Farmington was a favorite. “That is one of the most incredible spaces I have ever seen. There were all these beautiful subtleties that were embedded in the architecture of the library itself,” Geiger said, noting the sunlight’s progress toward the solstice on the floor, as well as an inlaid stone representation of a river that flows through the library as does through the community.

The stops at libraries made a deep impression on Geiger.

“It gave me a renewed appreciation for librarians, especially in these really small towns (where) I stopped, who were just kind of the pillar of their community and doing some heroic things for the young people and the citizens of that community through their work in their library and their engagement efforts,” he said.

He also met a librarian in Helper, Utah, a small community that recognized the need for teenagers to access the Internet.  “Even with a very small space for a library she had found all of these ways to engage the people who were coming in to use the Internet, but also pinpointing their specific love of books and stories,” he said, getting visitors to leave with “a lot more than just an hour of free Internet.”

The 10-day immersion in libraries gave Geiger a more expansive appreciation of the work done by libraries and how they reflect the aspirations of their communities, whether that means offering makerspaces with 3D printers or curating sections with historical works on the history of war or mining.

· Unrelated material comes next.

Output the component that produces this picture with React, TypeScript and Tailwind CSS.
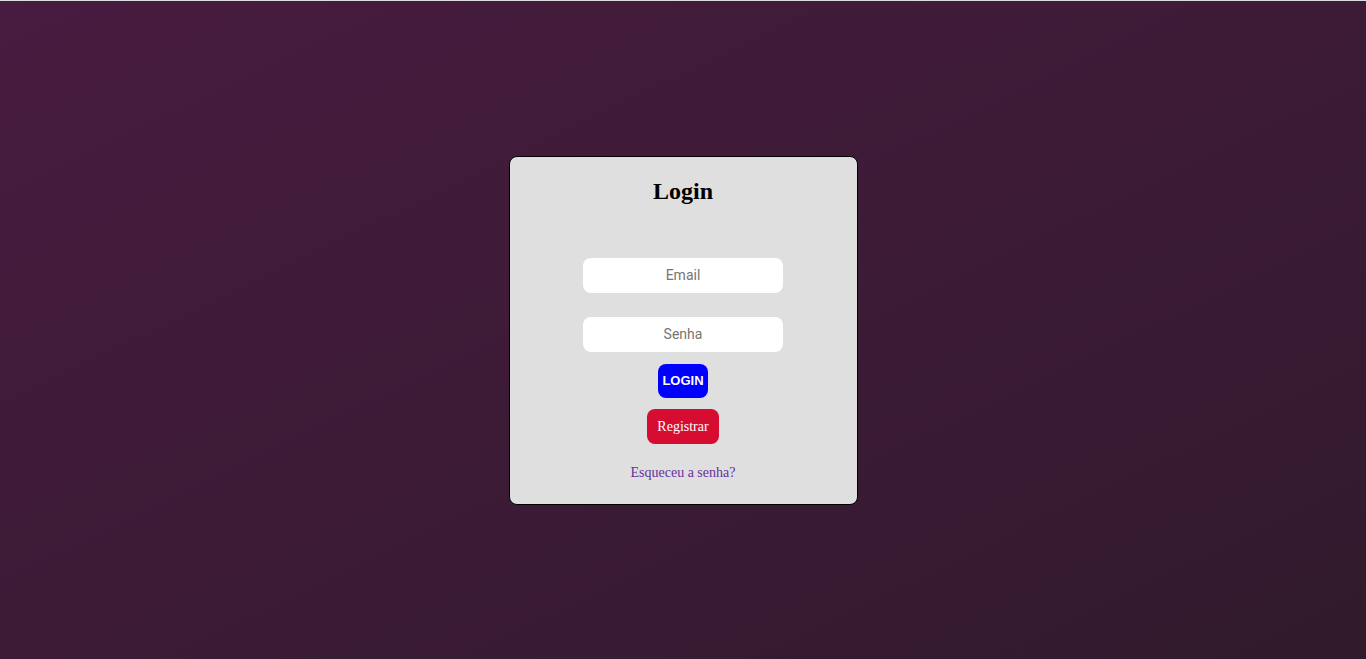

“You can’t look at a map and get that same emotional response to how broadly and completely libraries are embedded in the United States and in the fabric of our communities unless you start visiting communities and noticing that no matter how small or big, there are just so many libraries in the United States and they are all doing different work, different jobs, but all serving that same ultimate goal, and it’s amazing,” he said.